--- Begin SOURCE MATERIAL ---

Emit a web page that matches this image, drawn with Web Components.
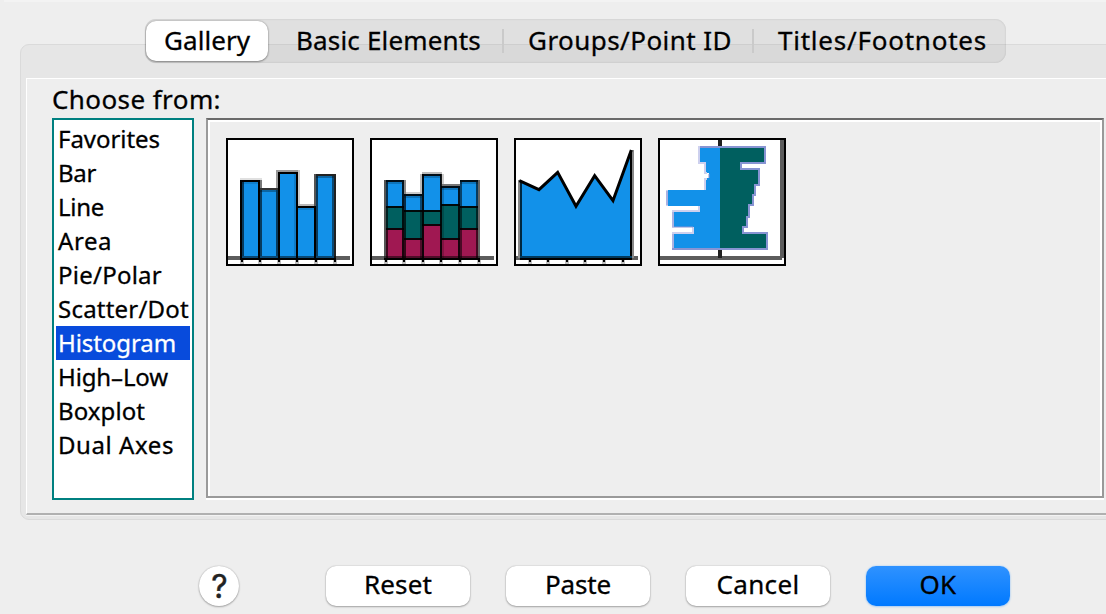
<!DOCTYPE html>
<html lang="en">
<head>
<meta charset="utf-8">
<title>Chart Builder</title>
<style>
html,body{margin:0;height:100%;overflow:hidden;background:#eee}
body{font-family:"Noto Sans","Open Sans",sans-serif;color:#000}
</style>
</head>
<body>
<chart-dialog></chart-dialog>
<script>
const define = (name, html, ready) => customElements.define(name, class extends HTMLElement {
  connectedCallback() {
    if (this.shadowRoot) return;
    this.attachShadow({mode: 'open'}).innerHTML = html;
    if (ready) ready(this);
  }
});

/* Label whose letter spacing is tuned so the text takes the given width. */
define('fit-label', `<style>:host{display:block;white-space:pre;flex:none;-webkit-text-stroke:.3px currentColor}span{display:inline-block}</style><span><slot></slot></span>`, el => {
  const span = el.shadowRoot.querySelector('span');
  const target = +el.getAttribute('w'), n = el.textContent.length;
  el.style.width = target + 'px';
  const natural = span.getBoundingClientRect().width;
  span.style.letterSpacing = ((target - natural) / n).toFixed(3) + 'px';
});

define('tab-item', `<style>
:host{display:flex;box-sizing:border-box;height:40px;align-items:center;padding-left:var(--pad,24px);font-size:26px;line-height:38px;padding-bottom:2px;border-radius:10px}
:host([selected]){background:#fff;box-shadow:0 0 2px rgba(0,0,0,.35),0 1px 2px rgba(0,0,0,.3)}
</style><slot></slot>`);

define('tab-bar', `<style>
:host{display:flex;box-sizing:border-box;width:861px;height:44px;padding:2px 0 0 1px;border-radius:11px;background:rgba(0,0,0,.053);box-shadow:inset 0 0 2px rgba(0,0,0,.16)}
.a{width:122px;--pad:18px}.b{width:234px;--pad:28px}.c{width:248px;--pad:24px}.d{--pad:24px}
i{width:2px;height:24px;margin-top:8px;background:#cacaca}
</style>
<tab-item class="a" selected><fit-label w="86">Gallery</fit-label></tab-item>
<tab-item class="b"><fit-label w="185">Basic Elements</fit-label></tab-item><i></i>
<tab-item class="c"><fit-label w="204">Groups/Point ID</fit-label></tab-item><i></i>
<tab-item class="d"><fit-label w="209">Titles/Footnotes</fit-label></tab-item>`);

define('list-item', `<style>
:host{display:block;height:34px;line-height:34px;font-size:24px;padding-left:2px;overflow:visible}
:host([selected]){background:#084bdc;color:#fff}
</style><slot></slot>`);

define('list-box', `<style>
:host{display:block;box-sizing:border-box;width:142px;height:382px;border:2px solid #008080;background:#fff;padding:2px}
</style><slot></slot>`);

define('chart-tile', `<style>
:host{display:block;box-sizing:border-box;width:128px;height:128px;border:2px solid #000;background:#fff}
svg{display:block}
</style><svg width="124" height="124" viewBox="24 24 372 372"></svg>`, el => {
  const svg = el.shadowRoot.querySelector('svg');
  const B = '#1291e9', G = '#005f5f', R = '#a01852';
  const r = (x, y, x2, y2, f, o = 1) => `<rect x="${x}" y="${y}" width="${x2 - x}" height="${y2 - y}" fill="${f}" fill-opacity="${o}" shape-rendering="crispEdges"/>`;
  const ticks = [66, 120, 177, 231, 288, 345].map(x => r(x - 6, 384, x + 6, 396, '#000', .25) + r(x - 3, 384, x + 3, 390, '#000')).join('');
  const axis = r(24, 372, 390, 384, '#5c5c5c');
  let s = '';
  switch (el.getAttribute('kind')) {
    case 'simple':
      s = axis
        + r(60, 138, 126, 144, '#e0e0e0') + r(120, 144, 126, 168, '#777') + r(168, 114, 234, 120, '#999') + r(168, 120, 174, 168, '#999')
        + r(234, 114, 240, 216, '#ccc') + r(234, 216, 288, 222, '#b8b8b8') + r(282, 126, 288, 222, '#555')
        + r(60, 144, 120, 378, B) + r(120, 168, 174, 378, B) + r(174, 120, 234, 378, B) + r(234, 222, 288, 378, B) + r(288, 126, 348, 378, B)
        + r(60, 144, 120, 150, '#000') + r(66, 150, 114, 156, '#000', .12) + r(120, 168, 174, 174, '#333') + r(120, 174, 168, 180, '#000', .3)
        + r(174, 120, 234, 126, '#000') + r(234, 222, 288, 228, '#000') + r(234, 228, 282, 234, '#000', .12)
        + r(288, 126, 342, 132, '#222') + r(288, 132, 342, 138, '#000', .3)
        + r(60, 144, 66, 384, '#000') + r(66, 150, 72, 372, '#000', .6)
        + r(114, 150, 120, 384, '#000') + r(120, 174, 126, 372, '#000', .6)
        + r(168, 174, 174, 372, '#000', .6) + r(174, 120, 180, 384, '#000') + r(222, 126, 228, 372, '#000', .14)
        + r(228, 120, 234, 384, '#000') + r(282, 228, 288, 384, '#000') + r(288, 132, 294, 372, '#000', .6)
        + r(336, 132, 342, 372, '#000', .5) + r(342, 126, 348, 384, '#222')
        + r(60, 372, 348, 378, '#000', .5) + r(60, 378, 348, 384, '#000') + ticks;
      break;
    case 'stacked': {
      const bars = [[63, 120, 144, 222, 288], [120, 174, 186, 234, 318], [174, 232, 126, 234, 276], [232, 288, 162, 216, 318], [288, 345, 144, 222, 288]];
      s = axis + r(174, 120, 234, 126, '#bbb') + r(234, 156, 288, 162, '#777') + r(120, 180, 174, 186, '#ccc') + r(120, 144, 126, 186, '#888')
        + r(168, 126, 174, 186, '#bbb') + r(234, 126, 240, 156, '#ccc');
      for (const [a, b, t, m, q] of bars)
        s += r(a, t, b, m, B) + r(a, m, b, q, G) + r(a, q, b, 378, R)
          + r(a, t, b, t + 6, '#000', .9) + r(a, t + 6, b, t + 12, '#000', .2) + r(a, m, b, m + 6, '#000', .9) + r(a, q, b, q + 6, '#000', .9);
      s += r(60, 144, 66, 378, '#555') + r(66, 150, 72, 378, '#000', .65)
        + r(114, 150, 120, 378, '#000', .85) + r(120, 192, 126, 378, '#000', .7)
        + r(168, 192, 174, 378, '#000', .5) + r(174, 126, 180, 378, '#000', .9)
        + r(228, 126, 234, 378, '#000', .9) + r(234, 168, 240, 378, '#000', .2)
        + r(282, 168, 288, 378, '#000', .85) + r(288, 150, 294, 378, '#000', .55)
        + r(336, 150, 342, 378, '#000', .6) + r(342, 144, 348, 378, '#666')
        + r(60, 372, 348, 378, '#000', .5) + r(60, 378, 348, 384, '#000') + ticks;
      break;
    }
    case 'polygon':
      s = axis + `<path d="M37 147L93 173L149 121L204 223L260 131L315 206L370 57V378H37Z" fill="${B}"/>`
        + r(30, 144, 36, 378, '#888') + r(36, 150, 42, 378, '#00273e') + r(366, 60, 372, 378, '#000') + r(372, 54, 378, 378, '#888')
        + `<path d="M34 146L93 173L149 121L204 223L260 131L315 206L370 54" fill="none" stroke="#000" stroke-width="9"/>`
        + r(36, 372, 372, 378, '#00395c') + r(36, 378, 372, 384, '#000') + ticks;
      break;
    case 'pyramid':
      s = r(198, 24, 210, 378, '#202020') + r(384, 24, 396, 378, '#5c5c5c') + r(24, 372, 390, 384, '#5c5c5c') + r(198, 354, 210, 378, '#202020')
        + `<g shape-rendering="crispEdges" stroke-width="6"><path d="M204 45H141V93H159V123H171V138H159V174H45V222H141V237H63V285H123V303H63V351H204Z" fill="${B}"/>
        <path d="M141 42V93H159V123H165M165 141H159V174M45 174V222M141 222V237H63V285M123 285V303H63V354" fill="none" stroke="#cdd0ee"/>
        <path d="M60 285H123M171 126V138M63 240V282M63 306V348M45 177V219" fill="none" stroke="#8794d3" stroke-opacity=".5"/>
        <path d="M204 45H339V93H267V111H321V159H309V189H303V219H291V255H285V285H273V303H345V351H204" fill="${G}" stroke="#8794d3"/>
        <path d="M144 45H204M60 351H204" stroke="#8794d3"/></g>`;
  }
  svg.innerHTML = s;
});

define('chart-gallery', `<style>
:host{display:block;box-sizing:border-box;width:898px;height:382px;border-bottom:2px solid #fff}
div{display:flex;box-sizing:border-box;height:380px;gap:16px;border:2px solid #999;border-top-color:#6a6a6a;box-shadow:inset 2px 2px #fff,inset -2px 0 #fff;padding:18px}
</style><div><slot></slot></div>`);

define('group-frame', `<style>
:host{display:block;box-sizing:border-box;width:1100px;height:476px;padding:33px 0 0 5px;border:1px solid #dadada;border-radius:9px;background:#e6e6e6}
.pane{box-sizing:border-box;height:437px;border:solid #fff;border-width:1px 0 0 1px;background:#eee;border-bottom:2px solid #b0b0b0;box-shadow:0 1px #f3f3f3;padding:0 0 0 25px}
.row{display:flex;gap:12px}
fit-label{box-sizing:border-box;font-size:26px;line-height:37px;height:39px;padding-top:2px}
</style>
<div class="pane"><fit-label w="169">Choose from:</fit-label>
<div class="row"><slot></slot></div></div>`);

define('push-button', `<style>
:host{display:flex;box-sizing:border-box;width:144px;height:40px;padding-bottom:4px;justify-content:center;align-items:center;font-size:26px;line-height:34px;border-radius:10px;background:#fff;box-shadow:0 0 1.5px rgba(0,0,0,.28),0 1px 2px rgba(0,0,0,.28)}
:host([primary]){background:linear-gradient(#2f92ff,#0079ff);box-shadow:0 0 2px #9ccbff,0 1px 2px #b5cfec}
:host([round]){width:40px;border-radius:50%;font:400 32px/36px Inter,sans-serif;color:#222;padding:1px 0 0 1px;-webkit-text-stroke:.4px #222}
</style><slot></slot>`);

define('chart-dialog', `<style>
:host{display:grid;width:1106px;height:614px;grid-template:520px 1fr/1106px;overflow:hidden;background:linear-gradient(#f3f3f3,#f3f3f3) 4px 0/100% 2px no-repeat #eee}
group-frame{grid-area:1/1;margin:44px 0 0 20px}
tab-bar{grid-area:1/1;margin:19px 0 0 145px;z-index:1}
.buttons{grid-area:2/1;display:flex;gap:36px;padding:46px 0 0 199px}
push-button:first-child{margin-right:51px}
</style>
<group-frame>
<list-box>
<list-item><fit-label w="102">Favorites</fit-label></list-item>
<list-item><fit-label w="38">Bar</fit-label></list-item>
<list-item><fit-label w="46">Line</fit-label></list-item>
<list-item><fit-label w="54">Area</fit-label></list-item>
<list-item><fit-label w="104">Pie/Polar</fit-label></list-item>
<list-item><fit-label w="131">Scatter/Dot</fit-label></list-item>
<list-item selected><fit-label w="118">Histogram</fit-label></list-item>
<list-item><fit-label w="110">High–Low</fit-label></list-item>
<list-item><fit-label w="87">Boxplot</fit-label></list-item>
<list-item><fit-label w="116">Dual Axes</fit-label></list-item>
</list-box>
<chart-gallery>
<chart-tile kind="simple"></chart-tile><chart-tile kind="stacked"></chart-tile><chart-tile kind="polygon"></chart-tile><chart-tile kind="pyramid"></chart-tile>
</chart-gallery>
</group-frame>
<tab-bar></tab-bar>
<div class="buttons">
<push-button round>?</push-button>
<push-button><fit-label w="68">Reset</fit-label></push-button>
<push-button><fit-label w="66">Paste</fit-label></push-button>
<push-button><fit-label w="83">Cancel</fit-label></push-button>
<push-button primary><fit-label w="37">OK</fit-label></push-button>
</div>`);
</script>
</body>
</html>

--- End SOURCE MATERIAL ---

PROBLEM REQUIREMENTS: Find the lines above that include the string "this" and copy them.

ANSWER TO THE TASK:
Emit a web page that matches this image, drawn with Web Components.
    if (this.shadowRoot) return;
    this.attachShadow({mode: 'open'}).innerHTML = html;
    if (ready) ready(this);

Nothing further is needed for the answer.